Tim terpadu dari Dinas Perindustrian dan Perdagangan Provinsi Bali dan Karangasem beserta sejumlah pihak terkait memberikan edukasi dan pembinaan kepada para petani (produsen) arak Bali dan juga pengepul di Kabupaten Karangasem.

"Edukasi dan pembinaan kepada produsen dan pengepul arak merupakan langkah untuk mengamankan implementasi Pergub No 1 Tahun 2020 tentang Tata Kelola Minuman Fermentasi dan/atau Destilasi Khas Bali," kata Kadisperindag Kabupaten Karangasem Wayan Sutrisna, di sela-sela kegiatan edukasi tersebut di Karangasem, Jumat.

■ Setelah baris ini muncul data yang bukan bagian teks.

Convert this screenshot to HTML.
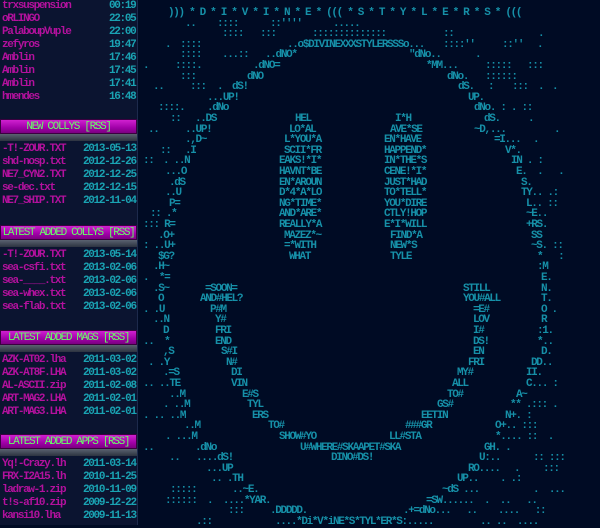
<!DOCTYPE html>
<html><head><meta charset="utf-8">
<style>
html,body{margin:0;padding:0;}
body{width:600px;height:525px;background:#000b24;overflow:hidden;position:relative;font-family:"Liberation Mono",monospace;font-size:11px;font-weight:bold;letter-spacing:-1.33px;}
#side{position:absolute;left:0;top:0;width:137px;height:525px;background:#0b1430;border-right:1px solid #1d2a4c;}
.r{position:absolute;height:13px;line-height:13px;white-space:pre;}
.n{color:#b3119d;}
.d{color:#1aa3b3;}
.hd{position:absolute;left:0;width:137px;height:15px;background:linear-gradient(#d020d0,#a000a8 60%,#7a0080);color:#66ff66;text-align:center;line-height:15px;border:1px solid #3a0040;box-sizing:border-box;font-weight:normal;}
.gb{position:absolute;left:0;width:137px;height:7px;background:linear-gradient(#5a6270,#2c3340);}
#art{position:absolute;left:0;top:0;width:600px;height:525px;color:#1690a8;}
#art i{position:absolute;font-style:normal;white-space:pre;line-height:10px;}
</style></head><body>
<div id="art">
<i style="left:168px;top:8px">))) * D * I * V * I * N * E * ((( * S * T * Y * L * E * R * S * (((</i>
</div>
<div id="side">
<div class="r n" style="left:2px;top:0px">trxsuspension</div><div class="r d" style="left:109px;top:0px">00:19</div>
<div class="r n" style="left:2px;top:13px">oRLINGO</div><div class="r d" style="left:109px;top:13px">22:05</div>
<div class="r n" style="left:2px;top:26px">PalaboupVuple</div><div class="r d" style="left:109px;top:26px">22:00</div>
<div class="r n" style="left:2px;top:39px">zefyros</div><div class="r d" style="left:109px;top:39px">19:47</div>
<div class="r n" style="left:2px;top:52px">Amblin</div><div class="r d" style="left:109px;top:52px">17:46</div>
<div class="r n" style="left:2px;top:65px">Amblin</div><div class="r d" style="left:109px;top:65px">17:45</div>
<div class="r n" style="left:2px;top:78px">Amblin</div><div class="r d" style="left:109px;top:78px">17:41</div>
<div class="r n" style="left:2px;top:91px">hmendes</div><div class="r d" style="left:109px;top:91px">16:48</div>

<div class="hd" style="top:119px">NEW COLLYS [RSS]</div><div class="gb" style="top:134px"></div>
<div class="r n" style="left:2px;top:143px">-T!-ZOUR.TXT</div><div class="r d" style="left:83px;top:143px">2013-05-13</div>
<div class="r n" style="left:2px;top:156px">shd-nosp.txt</div><div class="r d" style="left:83px;top:156px">2012-12-26</div>
<div class="r n" style="left:2px;top:169px">NE7_CYN2.TXT</div><div class="r d" style="left:83px;top:169px">2012-12-25</div>
<div class="r n" style="left:2px;top:182px">se-dec.txt</div><div class="r d" style="left:83px;top:182px">2012-12-15</div>
<div class="r n" style="left:2px;top:195px">NE7_SHIP.TXT</div><div class="r d" style="left:83px;top:195px">2012-11-04</div>

<div class="hd" style="top:225px">LATEST ADDED COLLYS [RSS]</div><div class="gb" style="top:240px"></div>
<div class="r n" style="left:2px;top:249px">-T!-ZOUR.TXT</div><div class="r d" style="left:83px;top:249px">2013-05-14</div>
<div class="r n" style="left:2px;top:262px">sea-csfi.txt</div><div class="r d" style="left:83px;top:262px">2013-02-06</div>
<div class="r n" style="left:2px;top:275px">sea-____.txt</div><div class="r d" style="left:83px;top:275px">2013-02-06</div>
<div class="r n" style="left:2px;top:288px">sea-whex.txt</div><div class="r d" style="left:83px;top:288px">2013-02-06</div>
<div class="r n" style="left:2px;top:301px">sea-flab.txt</div><div class="r d" style="left:83px;top:301px">2013-02-06</div>

<div class="hd" style="top:330px">LATEST ADDED MAGS [RSS]</div><div class="gb" style="top:345px"></div>
<div class="r n" style="left:2px;top:354px">AZK-AT02.lha</div><div class="r d" style="left:83px;top:354px">2011-03-02</div>
<div class="r n" style="left:2px;top:367px">AZK-AT8F.LHA</div><div class="r d" style="left:83px;top:367px">2011-03-02</div>
<div class="r n" style="left:2px;top:380px">AL-ASCII.zip</div><div class="r d" style="left:83px;top:380px">2011-02-08</div>
<div class="r n" style="left:2px;top:393px">ART-MAG2.LHA</div><div class="r d" style="left:83px;top:393px">2011-02-01</div>
<div class="r n" style="left:2px;top:406px">ART-MAG3.LHA</div><div class="r d" style="left:83px;top:406px">2011-02-01</div>

<div class="hd" style="top:434px">LATEST ADDED APPS [RSS]</div><div class="gb" style="top:449px"></div>
<div class="r n" style="left:2px;top:458px">Yq!-Crazy.lh</div><div class="r d" style="left:83px;top:458px">2011-03-14</div>
<div class="r n" style="left:2px;top:471px">FRX-I2A15.lh</div><div class="r d" style="left:83px;top:471px">2010-11-25</div>
<div class="r n" style="left:2px;top:484px">ladraw-1.zip</div><div class="r d" style="left:83px;top:484px">2010-11-09</div>
<div class="r n" style="left:2px;top:497px">t!s-af10.zip</div><div class="r d" style="left:83px;top:497px">2009-12-22</div>
<div class="r n" style="left:2px;top:510px">kansi10.lha</div><div class="r d" style="left:83px;top:510px">2009-11-13</div>
</div>
<script>
var L=[
[1,[[185,".."],[217,"::::"],[270,"::''''"],[333,"....."]]],
[2,[[222,"::::"],[260,":::"],[312,"::::::::::::::"],[443,"::"],[538,"."]]],
[3,[[165,"."],[180,"::::"],[287,"..o$DIVINEXXXSTYLERSSSo..."],[443,"::::''"],[502,"::''"],[537,"."]]],
[4,[[180,"::::"],[222,"...::"],[265,"..dNO*"],[409,"\"dNo.."],[475,"."]]],
[5,[[143,"."],[175,"::::."],[253,".dNO="],[426,"*MM..."],[485,":::::"],[527,":::"]]],
[6,[[180,":::"],[247,"dNO"],[447,"dNo."],[485,"::::::"]]],
[7,[[153,".."],[190,":::"],[217,"."],[232,"dS!"],[458,"dS."],[488,":"],[512,":::"],[538,"."],[552,"."]]],
[8,[[207,"...UP!"],[468,"UP."]]],
[9,[[158,"::::."],[207,".dNo"],[474,"dNo. : . ::"]]],
[10,[[170,"::"],[195,"..DS"],[295,"HEL"],[395,"I*H"],[484,"dS."],[528,"."]]],
[11,[[148,".."],[185,"..UP!"],[289,"LO*AL"],[390,"AVE*SE"],[474,"~D,..."],[554,"."]]],
[12,[[185,".,D~"],[284,"L*YOU*A"],[384,"EN*HAVE"],[494,"=I..."],[533,"."]]],
[13,[[160,"::"],[185,".I"],[284,"SCII*FR"],[384,"HAPPEND*"],[505,"V*."]]],
[14,[[143,"::"],[163,". ..N"],[279,"EAKS!*I*"],[384,"IN*THE*S"],[511,"IN . :"]]],
[15,[[165,"...O"],[279,"HAVNT*BE"],[384,"CENE!*I*"],[516,"E.  .   ."]]],
[16,[[169,".dS"],[279,"EN*AROUN"],[384,"JUST*HAD"],[521,"S."]]],
[17,[[165,"..U"],[279,"D*4*A*LO"],[384,"TO*TELL*"],[521,"TY.. .:"]]],
[18,[[169,"P="],[279,"NG*TIME*"],[384,"YOU*DIRE"],[526,"L.. ::"]]],
[19,[[150,":: .*"],[279,"AND*ARE*"],[384,"CTLY!HOP"],[526,"~E.."]]],
[20,[[143,"::: R="],[279,"REALLY*A"],[384,"E*I*WILL"],[526,"+RS."]]],
[21,[[158,".O+"],[284,"MAZEZ*~"],[390,"FIND*A"],[531,"SS"]]],
[22,[[143,": ..U+"],[284,"=*WITH"],[390,"NEW*S"],[531,"~S. ::"]]],
[23,[[158,"$G?"],[289,"WHAT"],[390,"TYLE"],[537,"*   :"]]],
[24,[[153,".H~"],[537,":M"]]],
[25,[[143,".  *="],[541,"E."]]],
[26,[[153,".S~"],[205,"=SOON="],[463,"STILL"],[541,"N."]]],
[27,[[158,"O"],[200,"AND#HEL?"],[463,"YOU#ALL"],[541,"T."]]],
[28,[[143,". .U"],[210,"P#M"],[473,"=E#"],[541,"O ."]]],
[29,[[153,"..N"],[215,"Y#"],[473,"LOV"],[541,"R"]]],
[30,[[163,"D"],[215,"FRI"],[473,"I#"],[537,":1."]]],
[31,[[143,"..  *"],[215,"END"],[473,"DS!"],[537,"*.."]]],
[32,[[163,",S"],[221,"S#I"],[473,"EN"],[541,"D."]]],
[33,[[148,". .Y"],[226,"N#"],[468,"FRI"],[531,"DD.."]]],
[34,[[163,".=S"],[231,"DI"],[457,"MY#"],[526,"II."]]],
[35,[[143,".. ..TE"],[231,"VIN"],[452,"ALL"],[526,"C... :"]]],
[36,[[169,"..M"],[242,"E#S"],[447,"TO#"],[516,"A~"]]],
[37,[[163,". ..M"],[247,"TYL"],[437,"GS#"],[510,"** .::: ."]]],
[38,[[143,". .. ..M"],[252,"ERS"],[421,"EETIN"],[505,"N+. :"]]],
[39,[[184,"..M"],[268,"TO#"],[405,"###GR"],[495,"O+.. :::"]]],
[40,[[165,". ...M"],[279,"SHOW#YO"],[389,"LL#STA"],[495,"*.... ::  ."]]],
[41,[[143,".."],[195,".dNo"],[300,"U#WHERE#SKAAPET#SKA"],[484,"GH. ."]]],
[42,[[169,".."],[196,"....dS!"],[331,"DINO#DS!"],[479,"U:.."],[533,":: :::"]]],
[43,[[206,"...UP"],[468,"RO...."],[514,"."],[543,":::"]]],
[44,[[211,".. .TH"],[457,"UP.."],[500,". .:"]]],
[45,[[170,":::::"],[232,"..~E."],[442,"~dS ..."],[533,".  ..."]]],
[46,[[165,"::::::"],[207,".  ....*YAR."],[426,"=SW......  .  ..   .."]]],
[47,[[228,":::"],[270,".DDDDD."],[403,".+=dNo...   ..    ....   ::"]]],
[48,[[196,".::"],[275,"....*Di*V*iNE*S*TYL*ER*S:....."],[480,".. ..  ...."]]]
];
var a=document.getElementById('art'),h='';
L.forEach(function(r){var t=(8+r[0]*10.6).toFixed(1);r[1].forEach(function(s){h+='<i style="left:'+s[0]+'px;top:'+t+'px">'+s[1].replace(/&/g,'&amp;').replace(/</g,'&lt;')+'</i>';});});
a.insertAdjacentHTML('beforeend',h);
</script>
</body></html>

Dalam kesempatan itu juga dihadiri anggota tim terpadu lainnya, yakni perwakilan Kantor Pengawasan dan Pelayanan Bea dan Cukai (KPPBC) TMP A Bea Cukai Denpasar, Dinas Koperasi dan UMKM Provinsi Bali dan Kabupaten Karangasem dan unsur Satuan Polisi Pamong Praja.

"Melalui kegiatan ini, tim terpadu ingin meluruskan pemahaman masyarakat tentang legalisasi arak mengacu pada Pergub 1/2020. Di lapangan ada penafsiran bahwa segala macam jenis arak sudah legal dengan adanya pergub ini," ujarnya.

Baca juga: DPRD Bali; Perlu sosialisasi Pergub Arak

Padahal, kata Sutrisna, jika dipahami secara lebih mendalam dan seksama, Pergub 1/2020 pada prinsipnya bertujuan melindungi arak khas Bali berbahan lokal yang sudah diproduksi secara turun temurun.

Fakta di lapangan, menurut dia, belakangan jenis arak khas tradisional posisinya makin terdesak oleh arak berbahan gula yang diproduksi secara besar-besaran.

Bahkan ia menyebut, perbandingannya bisa berkisar 90 : 10 (90 arak berbahan gula, 10 persen arak tradisional yang berbahan tuak (nira) dari pohon kelapa.

"Selain merugikan petani, peredaran arak berbahan gula ini sangat berbahaya bagi konsumen bila dikonsumsi dalam jangka panjang karena kandungan gulanya yang tinggi dan juga ada unsur metanol. Dalam pembuatannya, ada campuran fermipan, proses destilasinya juga mengkhawatirkan," ucap Sutrisna.

Peredaran arak berbahan gula ini, menurutnya, tidak dilindungi Pergub 1/2020 sehingga perlu dilakukan upaya edukasi dan pembinaan secara intensif.

Jika dibiarkan, ia khawatir dapat merusak citra arak khas Bali yang telah diwariskan secara turun temurun. "Bayangkan kalau itu dikonsumsi tamu dan menimbulkan masalah," ucapnya.

Baca juga: PDIP gaungkan kopi dan arak Bali untuk pasar internasional

Terkait dengan legalitas, Sutrisna mengatakan sebuah produk disebut legal bila berpita cukai. "Kalau belum berpita cukai, ya masih ilegal," katanya.

Soal legalitas, pihaknya mendorong pembentukan koperasi yang mewadahi para produsen arak tradisional sehingga pita cukai bisa lebih mudah diurus. Selain mendorong pembentukan koperasi, pihaknya juga akan memfasilitasi kerja sama petani arak dengan tiga perusahaan pemegang izin edar di Kabupaten Karangasem.

Dalam peninjauan itu, tim terpadu menyambangi kediaman Ni Wayan Rinten, pengepul arak di Banjar (dusun) Delod Yeh Tengah, Desa Talibeng, Kecamatan Sidemen.

Perempuan paruh baya itu mengaku membeli arak dari para petani yang memproduksi arak di kawasan perbukitan.

Tim menyarankan Wayan Rinten berkonsultasi mengenai kemungkinan membentuk koperasi mengingat jumlah petani yang menyuplai arak kepadanya sudah mencapai puluhan orang. Dengan membentuk koperasi, Rinten nantinya akan lebih mudah mengurus izin edar.

Masih di Banjar Delod Yeh Tengah, tim juga meninjau tempat produksi arak milik Wayan Suweden. Dengan alat destilasi sederhana, usaha keluarga ini memproduksi arak dari bahan baku tuak (nira) yang dibeli dari para petani.

Baca juga: Gubernur Koster: Arak, brem dan tuak Bali sah untuk produksi dan dikembangkan

Dari 120 liter tuak, Suweden dalam memproduksi 14 liter arak dengan keuntungan yang tidak seberapa. Dari hasil peninjauan, tim mencatat sejumlah hal yang perlu diperhatikan produsen dan pengepul arak, salah satunya soal kebersihan.